EXERCISE REQUIREMENTS
Pull out each line of the records holding the string "screenshot".

DATASET CONTENT
"""
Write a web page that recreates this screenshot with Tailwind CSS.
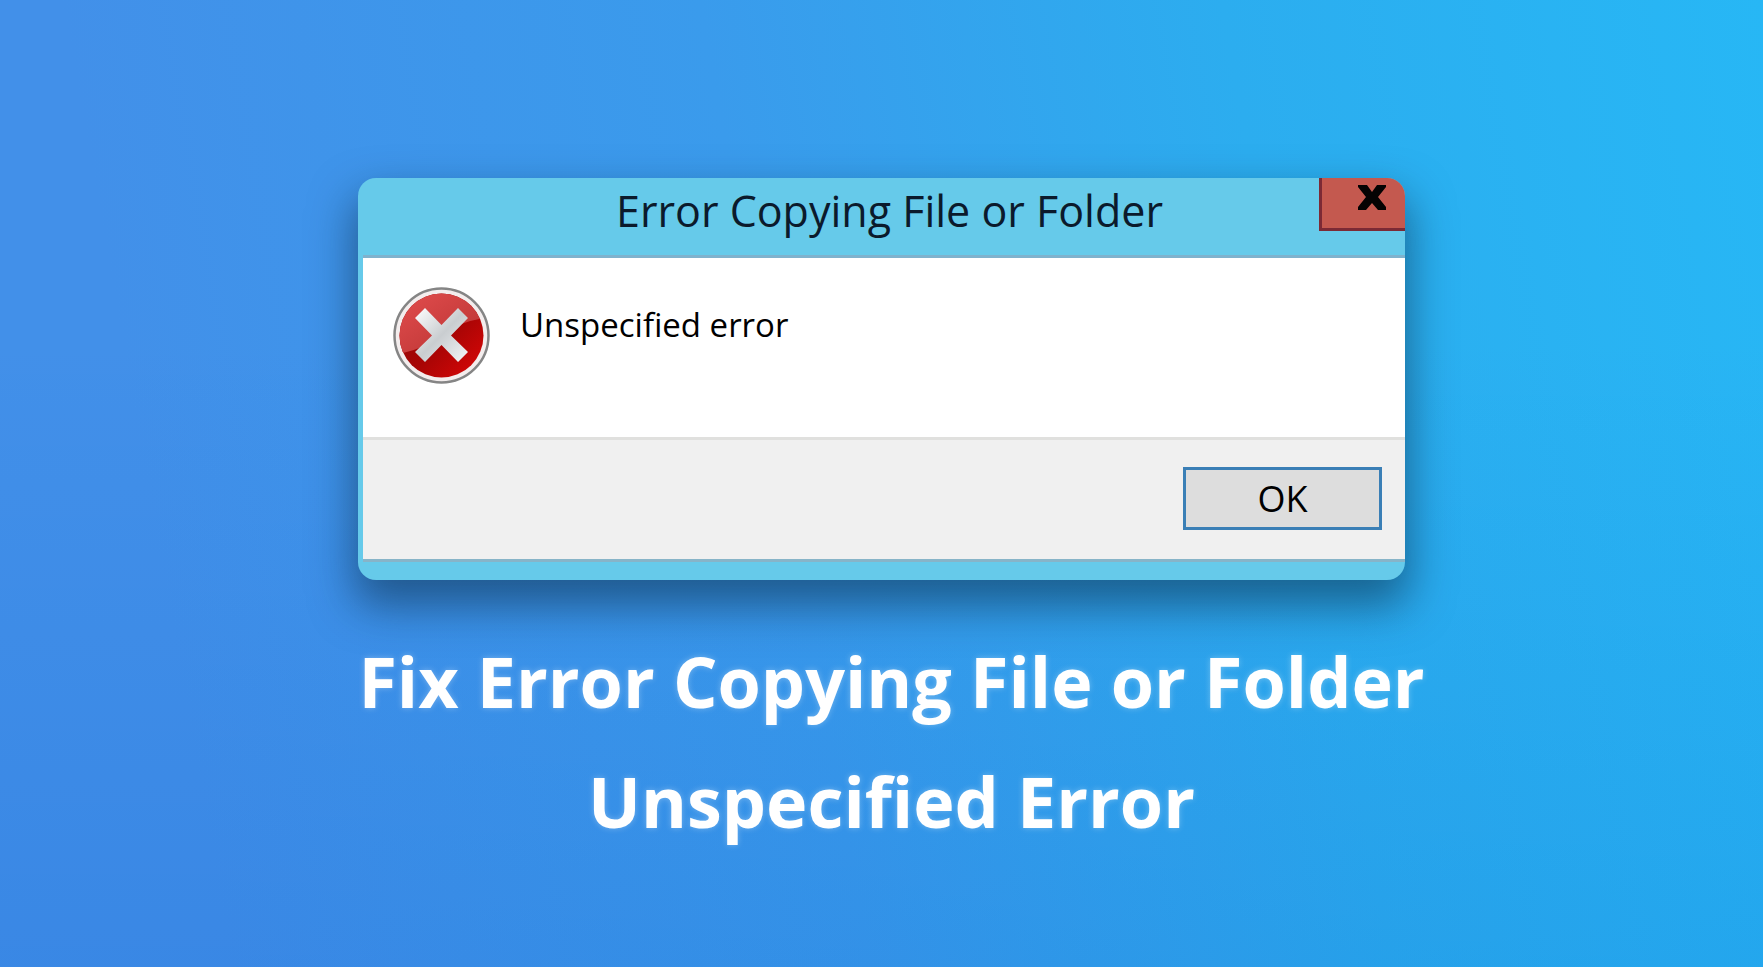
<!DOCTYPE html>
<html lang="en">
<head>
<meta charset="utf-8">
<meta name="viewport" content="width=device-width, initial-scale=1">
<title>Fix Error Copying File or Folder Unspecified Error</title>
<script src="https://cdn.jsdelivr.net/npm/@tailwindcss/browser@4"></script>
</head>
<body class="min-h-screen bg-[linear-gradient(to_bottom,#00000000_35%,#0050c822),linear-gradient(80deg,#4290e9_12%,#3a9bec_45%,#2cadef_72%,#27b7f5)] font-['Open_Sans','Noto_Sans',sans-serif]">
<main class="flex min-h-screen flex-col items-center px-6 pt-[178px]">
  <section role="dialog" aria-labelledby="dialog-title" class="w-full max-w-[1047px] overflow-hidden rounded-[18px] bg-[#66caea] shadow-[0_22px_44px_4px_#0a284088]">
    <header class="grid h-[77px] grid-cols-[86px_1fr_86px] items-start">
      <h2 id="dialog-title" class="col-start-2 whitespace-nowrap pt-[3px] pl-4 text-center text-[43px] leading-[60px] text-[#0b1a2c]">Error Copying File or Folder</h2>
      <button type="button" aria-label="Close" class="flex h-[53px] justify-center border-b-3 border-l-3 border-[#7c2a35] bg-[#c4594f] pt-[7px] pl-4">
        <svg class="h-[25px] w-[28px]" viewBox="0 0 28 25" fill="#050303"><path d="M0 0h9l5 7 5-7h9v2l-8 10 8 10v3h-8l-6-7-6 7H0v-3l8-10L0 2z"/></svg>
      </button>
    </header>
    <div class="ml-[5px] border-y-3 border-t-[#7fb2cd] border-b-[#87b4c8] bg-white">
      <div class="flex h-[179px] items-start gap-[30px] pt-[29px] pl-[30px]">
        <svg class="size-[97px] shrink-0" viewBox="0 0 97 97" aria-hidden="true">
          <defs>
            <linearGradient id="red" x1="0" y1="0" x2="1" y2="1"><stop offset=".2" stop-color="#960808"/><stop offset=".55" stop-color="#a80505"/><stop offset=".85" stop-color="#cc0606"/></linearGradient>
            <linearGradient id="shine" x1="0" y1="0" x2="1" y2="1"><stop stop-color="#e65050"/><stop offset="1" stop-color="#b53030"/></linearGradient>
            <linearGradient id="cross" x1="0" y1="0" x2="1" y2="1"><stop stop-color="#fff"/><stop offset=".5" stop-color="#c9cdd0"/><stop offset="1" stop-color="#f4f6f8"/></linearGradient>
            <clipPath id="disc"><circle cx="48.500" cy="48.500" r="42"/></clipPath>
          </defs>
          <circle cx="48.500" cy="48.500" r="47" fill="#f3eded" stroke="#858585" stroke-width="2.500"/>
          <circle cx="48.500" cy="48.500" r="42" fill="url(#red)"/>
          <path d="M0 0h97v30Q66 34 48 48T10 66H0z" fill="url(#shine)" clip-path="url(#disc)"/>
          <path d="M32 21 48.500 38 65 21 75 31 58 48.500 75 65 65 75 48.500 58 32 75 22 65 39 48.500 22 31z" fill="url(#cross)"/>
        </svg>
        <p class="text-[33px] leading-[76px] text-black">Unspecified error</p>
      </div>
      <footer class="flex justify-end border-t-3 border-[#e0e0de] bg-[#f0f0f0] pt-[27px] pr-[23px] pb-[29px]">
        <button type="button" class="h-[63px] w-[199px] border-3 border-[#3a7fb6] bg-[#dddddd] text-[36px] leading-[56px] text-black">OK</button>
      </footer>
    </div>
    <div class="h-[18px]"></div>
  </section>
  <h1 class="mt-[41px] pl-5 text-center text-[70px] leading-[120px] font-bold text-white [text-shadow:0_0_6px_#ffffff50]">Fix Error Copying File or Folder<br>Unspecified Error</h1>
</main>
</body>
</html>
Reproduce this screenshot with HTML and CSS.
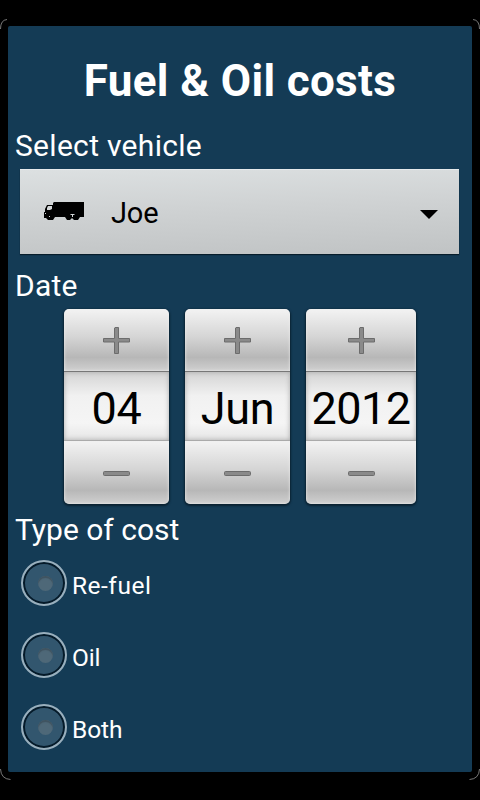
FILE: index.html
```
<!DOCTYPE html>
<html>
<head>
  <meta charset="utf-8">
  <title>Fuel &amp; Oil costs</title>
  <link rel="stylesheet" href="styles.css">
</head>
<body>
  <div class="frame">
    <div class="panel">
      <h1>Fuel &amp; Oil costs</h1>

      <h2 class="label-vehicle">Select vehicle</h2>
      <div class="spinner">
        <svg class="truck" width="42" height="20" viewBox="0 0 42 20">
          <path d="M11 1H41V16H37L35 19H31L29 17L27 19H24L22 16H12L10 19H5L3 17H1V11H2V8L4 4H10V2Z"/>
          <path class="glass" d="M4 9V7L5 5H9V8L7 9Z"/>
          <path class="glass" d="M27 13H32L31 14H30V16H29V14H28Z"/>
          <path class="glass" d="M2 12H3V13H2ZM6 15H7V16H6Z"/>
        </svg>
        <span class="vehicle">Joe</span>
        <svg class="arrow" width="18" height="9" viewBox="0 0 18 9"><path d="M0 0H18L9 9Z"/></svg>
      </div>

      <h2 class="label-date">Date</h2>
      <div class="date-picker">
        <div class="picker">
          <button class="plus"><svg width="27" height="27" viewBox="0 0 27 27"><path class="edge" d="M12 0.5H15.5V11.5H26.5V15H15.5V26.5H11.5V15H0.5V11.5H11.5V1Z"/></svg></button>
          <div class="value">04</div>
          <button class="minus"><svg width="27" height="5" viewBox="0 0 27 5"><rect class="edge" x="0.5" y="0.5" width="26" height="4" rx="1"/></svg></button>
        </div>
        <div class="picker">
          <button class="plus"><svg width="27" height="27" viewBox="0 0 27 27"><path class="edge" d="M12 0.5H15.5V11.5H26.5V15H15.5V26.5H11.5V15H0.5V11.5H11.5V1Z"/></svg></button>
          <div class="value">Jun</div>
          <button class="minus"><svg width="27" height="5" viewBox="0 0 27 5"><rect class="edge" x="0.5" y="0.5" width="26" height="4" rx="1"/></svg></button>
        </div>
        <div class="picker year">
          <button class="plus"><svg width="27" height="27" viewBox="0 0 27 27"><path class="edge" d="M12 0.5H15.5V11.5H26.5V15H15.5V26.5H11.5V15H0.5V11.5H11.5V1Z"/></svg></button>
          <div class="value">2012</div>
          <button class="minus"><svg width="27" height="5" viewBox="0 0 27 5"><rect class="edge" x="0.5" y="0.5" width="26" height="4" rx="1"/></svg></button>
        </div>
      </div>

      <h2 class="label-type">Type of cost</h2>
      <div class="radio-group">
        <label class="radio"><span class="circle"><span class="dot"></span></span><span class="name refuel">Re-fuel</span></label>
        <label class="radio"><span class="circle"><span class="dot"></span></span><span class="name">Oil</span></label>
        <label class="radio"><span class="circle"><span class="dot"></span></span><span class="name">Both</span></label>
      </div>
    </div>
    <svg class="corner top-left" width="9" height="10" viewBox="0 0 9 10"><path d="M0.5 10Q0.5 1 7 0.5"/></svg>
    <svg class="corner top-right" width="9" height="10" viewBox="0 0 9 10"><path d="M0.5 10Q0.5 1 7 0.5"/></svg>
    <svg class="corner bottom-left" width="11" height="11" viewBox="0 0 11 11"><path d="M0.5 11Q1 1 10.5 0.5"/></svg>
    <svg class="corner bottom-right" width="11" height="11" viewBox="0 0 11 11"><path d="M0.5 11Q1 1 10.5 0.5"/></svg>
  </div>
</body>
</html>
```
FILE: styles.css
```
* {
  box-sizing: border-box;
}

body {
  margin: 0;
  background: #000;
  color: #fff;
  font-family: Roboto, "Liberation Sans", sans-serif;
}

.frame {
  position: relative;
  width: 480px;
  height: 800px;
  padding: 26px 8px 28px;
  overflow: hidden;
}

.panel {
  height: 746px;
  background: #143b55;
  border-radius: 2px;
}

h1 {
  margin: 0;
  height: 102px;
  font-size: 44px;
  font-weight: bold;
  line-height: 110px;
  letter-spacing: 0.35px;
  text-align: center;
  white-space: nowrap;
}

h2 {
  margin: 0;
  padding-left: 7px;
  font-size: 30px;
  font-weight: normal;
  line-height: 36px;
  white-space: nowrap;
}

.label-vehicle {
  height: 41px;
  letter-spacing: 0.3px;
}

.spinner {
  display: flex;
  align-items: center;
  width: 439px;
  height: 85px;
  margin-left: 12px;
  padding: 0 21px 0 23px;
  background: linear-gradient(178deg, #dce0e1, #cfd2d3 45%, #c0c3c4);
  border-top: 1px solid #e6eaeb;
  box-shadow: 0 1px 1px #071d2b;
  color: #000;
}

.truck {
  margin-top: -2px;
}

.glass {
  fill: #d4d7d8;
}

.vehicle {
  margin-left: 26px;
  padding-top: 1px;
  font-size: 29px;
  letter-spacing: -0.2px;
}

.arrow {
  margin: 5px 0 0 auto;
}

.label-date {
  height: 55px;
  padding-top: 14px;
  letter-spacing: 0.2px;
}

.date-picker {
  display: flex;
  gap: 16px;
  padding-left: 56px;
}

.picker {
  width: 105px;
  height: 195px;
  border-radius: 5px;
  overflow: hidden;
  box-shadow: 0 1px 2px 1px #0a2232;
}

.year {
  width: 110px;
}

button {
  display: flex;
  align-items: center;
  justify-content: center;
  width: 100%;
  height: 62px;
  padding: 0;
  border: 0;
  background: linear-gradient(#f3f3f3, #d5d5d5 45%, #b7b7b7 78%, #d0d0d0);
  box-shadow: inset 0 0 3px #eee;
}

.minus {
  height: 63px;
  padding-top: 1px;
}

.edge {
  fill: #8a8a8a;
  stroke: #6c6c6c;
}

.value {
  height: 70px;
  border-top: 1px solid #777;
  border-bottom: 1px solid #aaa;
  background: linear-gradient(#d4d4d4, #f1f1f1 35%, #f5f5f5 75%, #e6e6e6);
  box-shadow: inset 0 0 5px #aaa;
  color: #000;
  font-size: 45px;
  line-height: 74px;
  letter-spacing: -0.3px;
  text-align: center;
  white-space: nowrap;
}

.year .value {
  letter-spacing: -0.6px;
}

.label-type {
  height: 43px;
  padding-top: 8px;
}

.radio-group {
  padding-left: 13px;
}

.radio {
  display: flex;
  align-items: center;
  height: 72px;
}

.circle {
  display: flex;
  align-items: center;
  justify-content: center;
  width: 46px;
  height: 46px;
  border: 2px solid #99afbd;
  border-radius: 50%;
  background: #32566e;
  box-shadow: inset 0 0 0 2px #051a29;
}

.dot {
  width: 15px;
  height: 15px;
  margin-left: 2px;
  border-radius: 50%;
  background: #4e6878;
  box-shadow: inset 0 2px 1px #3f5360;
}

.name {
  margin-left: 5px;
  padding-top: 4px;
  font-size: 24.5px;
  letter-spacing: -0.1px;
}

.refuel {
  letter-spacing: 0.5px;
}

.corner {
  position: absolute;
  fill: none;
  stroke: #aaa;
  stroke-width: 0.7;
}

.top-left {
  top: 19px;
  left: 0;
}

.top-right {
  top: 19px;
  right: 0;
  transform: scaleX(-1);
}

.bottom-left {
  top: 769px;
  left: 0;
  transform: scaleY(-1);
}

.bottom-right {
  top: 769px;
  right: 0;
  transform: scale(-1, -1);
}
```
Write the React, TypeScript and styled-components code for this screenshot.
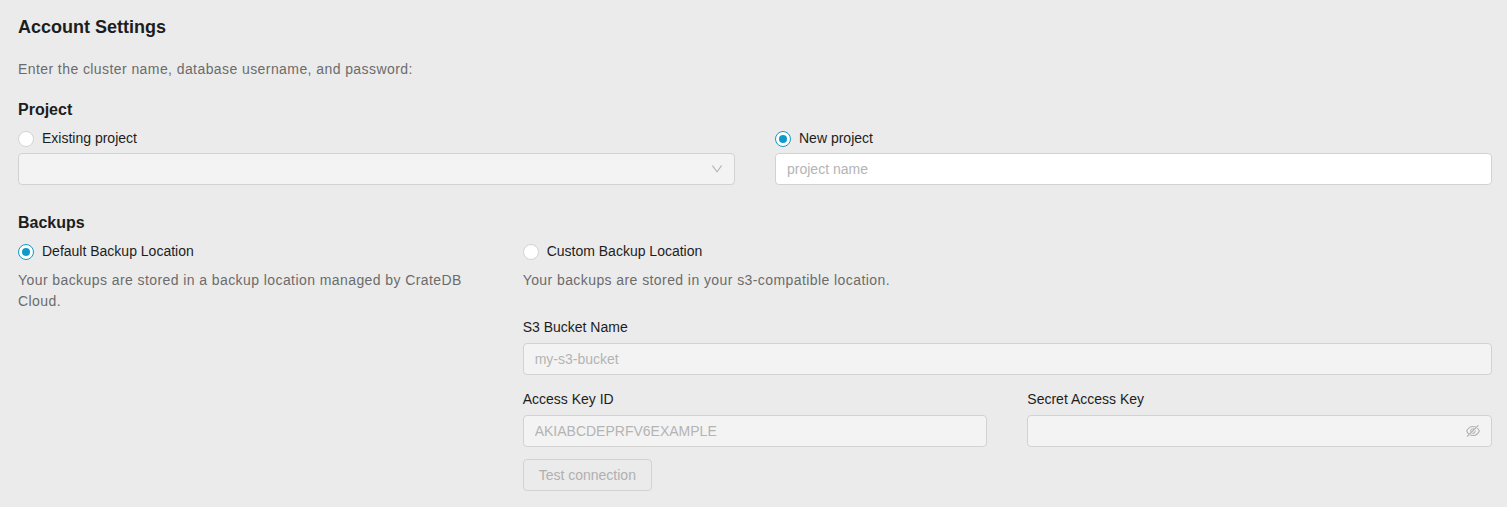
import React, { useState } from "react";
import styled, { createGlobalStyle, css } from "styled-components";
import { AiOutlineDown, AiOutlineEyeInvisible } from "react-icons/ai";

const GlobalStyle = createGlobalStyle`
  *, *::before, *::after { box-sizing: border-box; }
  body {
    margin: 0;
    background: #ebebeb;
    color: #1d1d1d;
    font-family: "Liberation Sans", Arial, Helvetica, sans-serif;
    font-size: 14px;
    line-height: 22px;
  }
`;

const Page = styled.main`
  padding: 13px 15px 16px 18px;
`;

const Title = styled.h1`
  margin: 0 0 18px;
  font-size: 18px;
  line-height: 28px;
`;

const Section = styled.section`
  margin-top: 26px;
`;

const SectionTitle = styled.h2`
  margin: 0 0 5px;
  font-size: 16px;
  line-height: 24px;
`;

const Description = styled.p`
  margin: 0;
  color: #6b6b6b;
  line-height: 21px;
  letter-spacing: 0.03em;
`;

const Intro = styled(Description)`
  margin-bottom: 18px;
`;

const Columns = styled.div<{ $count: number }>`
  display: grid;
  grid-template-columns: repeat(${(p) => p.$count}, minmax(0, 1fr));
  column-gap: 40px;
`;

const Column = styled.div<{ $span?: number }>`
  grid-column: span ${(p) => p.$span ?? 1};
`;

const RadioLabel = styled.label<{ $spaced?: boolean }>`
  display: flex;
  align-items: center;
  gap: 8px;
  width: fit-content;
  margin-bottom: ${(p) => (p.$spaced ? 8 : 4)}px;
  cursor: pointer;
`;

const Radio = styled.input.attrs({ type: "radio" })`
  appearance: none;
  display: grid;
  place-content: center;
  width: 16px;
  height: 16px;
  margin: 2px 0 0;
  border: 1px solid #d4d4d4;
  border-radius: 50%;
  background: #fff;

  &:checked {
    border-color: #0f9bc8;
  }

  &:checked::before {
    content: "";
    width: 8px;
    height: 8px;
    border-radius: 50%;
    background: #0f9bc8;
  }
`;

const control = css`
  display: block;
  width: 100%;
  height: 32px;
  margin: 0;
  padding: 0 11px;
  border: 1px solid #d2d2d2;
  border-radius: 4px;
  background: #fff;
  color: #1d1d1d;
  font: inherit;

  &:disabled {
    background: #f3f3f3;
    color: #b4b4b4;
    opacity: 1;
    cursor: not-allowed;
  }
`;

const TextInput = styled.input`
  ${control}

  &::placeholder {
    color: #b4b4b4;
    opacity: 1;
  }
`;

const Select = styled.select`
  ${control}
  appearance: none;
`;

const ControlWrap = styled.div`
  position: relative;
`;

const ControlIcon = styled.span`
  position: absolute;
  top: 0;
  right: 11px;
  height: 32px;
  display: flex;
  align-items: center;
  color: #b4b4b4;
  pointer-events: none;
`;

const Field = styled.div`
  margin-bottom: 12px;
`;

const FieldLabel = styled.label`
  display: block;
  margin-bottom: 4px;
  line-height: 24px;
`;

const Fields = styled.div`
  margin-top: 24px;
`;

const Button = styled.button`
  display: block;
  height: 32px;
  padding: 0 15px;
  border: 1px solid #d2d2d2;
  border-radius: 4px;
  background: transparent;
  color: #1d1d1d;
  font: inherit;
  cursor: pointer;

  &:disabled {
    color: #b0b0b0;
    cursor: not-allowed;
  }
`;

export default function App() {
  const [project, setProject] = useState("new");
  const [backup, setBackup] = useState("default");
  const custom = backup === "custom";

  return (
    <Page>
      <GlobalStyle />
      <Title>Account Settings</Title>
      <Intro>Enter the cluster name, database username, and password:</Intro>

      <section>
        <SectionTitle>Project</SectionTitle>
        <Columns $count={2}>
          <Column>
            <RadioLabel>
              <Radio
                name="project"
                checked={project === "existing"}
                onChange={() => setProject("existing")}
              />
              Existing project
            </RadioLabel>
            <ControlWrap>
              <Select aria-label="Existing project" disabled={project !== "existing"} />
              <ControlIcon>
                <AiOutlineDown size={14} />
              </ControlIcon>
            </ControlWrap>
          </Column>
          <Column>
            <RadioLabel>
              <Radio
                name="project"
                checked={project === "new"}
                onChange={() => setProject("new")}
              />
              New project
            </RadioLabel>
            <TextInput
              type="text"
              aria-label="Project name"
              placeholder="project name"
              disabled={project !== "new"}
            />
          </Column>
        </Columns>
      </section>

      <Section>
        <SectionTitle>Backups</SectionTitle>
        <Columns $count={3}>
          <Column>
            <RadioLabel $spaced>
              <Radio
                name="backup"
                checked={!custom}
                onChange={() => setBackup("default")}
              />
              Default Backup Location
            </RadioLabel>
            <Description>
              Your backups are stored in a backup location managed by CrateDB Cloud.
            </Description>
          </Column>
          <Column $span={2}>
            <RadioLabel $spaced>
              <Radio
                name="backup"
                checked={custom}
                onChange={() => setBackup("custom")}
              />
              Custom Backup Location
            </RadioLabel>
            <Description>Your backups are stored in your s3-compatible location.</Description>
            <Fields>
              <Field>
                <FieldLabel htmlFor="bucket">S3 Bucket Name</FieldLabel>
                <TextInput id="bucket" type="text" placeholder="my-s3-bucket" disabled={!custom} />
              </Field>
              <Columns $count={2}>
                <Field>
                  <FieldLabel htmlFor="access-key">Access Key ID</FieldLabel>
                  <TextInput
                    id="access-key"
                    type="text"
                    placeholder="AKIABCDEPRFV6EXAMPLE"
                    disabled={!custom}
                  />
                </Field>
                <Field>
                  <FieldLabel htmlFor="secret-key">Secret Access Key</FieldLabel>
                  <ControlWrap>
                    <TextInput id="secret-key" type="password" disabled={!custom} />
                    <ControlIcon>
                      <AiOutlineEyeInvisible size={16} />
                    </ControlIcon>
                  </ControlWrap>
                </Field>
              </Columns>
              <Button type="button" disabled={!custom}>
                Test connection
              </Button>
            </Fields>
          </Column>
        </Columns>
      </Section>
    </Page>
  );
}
"""
OUTPUT OF THE TASK
Write a web page that recreates this screenshot with Tailwind CSS.
Reproduce this screenshot with HTML and CSS.
Write the React, TypeScript and styled-components code for this screenshot.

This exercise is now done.